Source material:
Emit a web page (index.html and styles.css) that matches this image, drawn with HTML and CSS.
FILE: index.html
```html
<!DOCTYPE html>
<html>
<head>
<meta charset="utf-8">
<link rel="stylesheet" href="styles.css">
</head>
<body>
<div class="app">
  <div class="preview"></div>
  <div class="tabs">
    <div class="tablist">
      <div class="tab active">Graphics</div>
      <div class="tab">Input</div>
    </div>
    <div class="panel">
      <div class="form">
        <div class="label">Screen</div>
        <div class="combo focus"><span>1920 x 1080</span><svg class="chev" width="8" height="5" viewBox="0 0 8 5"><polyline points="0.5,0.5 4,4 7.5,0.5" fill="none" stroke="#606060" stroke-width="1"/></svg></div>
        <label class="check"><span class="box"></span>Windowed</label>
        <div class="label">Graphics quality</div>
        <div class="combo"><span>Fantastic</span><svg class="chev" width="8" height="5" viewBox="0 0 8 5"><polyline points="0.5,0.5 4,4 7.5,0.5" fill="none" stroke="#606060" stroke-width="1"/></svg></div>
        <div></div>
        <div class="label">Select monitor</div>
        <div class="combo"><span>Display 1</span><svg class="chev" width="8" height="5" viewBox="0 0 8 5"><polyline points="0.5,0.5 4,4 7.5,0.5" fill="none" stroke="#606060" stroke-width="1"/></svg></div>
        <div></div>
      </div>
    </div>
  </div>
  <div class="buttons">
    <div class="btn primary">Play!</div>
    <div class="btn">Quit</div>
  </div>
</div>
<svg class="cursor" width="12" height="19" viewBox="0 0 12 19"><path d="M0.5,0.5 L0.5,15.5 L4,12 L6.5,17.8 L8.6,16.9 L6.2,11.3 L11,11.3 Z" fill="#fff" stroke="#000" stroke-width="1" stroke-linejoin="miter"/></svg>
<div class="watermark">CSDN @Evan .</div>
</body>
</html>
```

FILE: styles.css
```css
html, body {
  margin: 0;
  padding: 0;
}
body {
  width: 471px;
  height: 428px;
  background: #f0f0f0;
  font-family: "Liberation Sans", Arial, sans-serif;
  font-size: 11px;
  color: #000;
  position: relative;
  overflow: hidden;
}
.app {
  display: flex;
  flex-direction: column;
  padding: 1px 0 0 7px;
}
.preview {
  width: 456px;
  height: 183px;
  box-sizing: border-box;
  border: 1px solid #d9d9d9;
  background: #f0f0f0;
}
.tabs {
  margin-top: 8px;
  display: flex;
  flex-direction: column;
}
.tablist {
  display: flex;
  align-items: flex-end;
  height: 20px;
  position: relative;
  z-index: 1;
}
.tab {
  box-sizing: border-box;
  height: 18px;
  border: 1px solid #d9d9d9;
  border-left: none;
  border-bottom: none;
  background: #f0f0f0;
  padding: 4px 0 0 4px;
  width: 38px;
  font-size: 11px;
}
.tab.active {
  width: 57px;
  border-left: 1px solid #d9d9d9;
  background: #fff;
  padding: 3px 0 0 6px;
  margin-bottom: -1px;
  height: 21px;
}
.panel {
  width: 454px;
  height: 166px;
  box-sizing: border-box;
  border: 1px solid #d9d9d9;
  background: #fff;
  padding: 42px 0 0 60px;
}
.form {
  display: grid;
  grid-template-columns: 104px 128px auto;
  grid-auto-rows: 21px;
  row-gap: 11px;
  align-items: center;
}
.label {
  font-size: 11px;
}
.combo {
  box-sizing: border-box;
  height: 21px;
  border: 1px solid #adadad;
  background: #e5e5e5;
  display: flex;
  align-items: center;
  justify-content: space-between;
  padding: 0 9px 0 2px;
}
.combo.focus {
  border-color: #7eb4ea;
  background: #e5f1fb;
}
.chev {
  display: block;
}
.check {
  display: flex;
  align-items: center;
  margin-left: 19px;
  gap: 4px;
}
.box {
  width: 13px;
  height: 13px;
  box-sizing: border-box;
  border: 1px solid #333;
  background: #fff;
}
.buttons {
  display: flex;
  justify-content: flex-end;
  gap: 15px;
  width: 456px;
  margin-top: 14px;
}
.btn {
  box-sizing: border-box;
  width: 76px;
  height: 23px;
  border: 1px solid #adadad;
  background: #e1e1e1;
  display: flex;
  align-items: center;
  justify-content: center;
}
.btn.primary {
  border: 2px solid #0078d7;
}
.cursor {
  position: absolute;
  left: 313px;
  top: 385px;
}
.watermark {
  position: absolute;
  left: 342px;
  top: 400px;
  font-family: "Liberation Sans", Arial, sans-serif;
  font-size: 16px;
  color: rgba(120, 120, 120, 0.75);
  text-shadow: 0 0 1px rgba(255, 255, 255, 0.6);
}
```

Your instructions: Please reproduce every line of the material word for word.

Result:
Emit a web page (index.html and styles.css) that matches this image, drawn with HTML and CSS.
FILE: index.html
```html
<!DOCTYPE html>
<html>
<head>
<meta charset="utf-8">
<link rel="stylesheet" href="styles.css">
</head>
<body>
<div class="app">
  <div class="preview"></div>
  <div class="tabs">
    <div class="tablist">
      <div class="tab active">Graphics</div>
      <div class="tab">Input</div>
    </div>
    <div class="panel">
      <div class="form">
        <div class="label">Screen</div>
        <div class="combo focus"><span>1920 x 1080</span><svg class="chev" width="8" height="5" viewBox="0 0 8 5"><polyline points="0.5,0.5 4,4 7.5,0.5" fill="none" stroke="#606060" stroke-width="1"/></svg></div>
        <label class="check"><span class="box"></span>Windowed</label>
        <div class="label">Graphics quality</div>
        <div class="combo"><span>Fantastic</span><svg class="chev" width="8" height="5" viewBox="0 0 8 5"><polyline points="0.5,0.5 4,4 7.5,0.5" fill="none" stroke="#606060" stroke-width="1"/></svg></div>
        <div></div>
        <div class="label">Select monitor</div>
        <div class="combo"><span>Display 1</span><svg class="chev" width="8" height="5" viewBox="0 0 8 5"><polyline points="0.5,0.5 4,4 7.5,0.5" fill="none" stroke="#606060" stroke-width="1"/></svg></div>
        <div></div>
      </div>
    </div>
  </div>
  <div class="buttons">
    <div class="btn primary">Play!</div>
    <div class="btn">Quit</div>
  </div>
</div>
<svg class="cursor" width="12" height="19" viewBox="0 0 12 19"><path d="M0.5,0.5 L0.5,15.5 L4,12 L6.5,17.8 L8.6,16.9 L6.2,11.3 L11,11.3 Z" fill="#fff" stroke="#000" stroke-width="1" stroke-linejoin="miter"/></svg>
<div class="watermark">CSDN @Evan .</div>
</body>
</html>
```

FILE: styles.css
```css
html, body {
  margin: 0;
  padding: 0;
}
body {
  width: 471px;
  height: 428px;
  background: #f0f0f0;
  font-family: "Liberation Sans", Arial, sans-serif;
  font-size: 11px;
  color: #000;
  position: relative;
  overflow: hidden;
}
.app {
  display: flex;
  flex-direction: column;
  padding: 1px 0 0 7px;
}
.preview {
  width: 456px;
  height: 183px;
  box-sizing: border-box;
  border: 1px solid #d9d9d9;
  background: #f0f0f0;
}
.tabs {
  margin-top: 8px;
  display: flex;
  flex-direction: column;
}
.tablist {
  display: flex;
  align-items: flex-end;
  height: 20px;
  position: relative;
  z-index: 1;
}
.tab {
  box-sizing: border-box;
  height: 18px;
  border: 1px solid #d9d9d9;
  border-left: none;
  border-bottom: none;
  background: #f0f0f0;
  padding: 4px 0 0 4px;
  width: 38px;
  font-size: 11px;
}
.tab.active {
  width: 57px;
  border-left: 1px solid #d9d9d9;
  background: #fff;
  padding: 3px 0 0 6px;
  margin-bottom: -1px;
  height: 21px;
}
.panel {
  width: 454px;
  height: 166px;
  box-sizing: border-box;
  border: 1px solid #d9d9d9;
  background: #fff;
  padding: 42px 0 0 60px;
}
.form {
  display: grid;
  grid-template-columns: 104px 128px auto;
  grid-auto-rows: 21px;
  row-gap: 11px;
  align-items: center;
}
.label {
  font-size: 11px;
}
.combo {
  box-sizing: border-box;
  height: 21px;
  border: 1px solid #adadad;
  background: #e5e5e5;
  display: flex;
  align-items: center;
  justify-content: space-between;
  padding: 0 9px 0 2px;
}
.combo.focus {
  border-color: #7eb4ea;
  background: #e5f1fb;
}
.chev {
  display: block;
}
.check {
  display: flex;
  align-items: center;
  margin-left: 19px;
  gap: 4px;
}
.box {
  width: 13px;
  height: 13px;
  box-sizing: border-box;
  border: 1px solid #333;
  background: #fff;
}
.buttons {
  display: flex;
  justify-content: flex-end;
  gap: 15px;
  width: 456px;
  margin-top: 14px;
}
.btn {
  box-sizing: border-box;
  width: 76px;
  height: 23px;
  border: 1px solid #adadad;
  background: #e1e1e1;
  display: flex;
  align-items: center;
  justify-content: center;
}
.btn.primary {
  border: 2px solid #0078d7;
}
.cursor {
  position: absolute;
  left: 313px;
  top: 385px;
}
.watermark {
  position: absolute;
  left: 342px;
  top: 400px;
  font-family: "Liberation Sans", Arial, sans-serif;
  font-size: 16px;
  color: rgba(120, 120, 120, 0.75);
  text-shadow: 0 0 1px rgba(255, 255, 255, 0.6);
}
```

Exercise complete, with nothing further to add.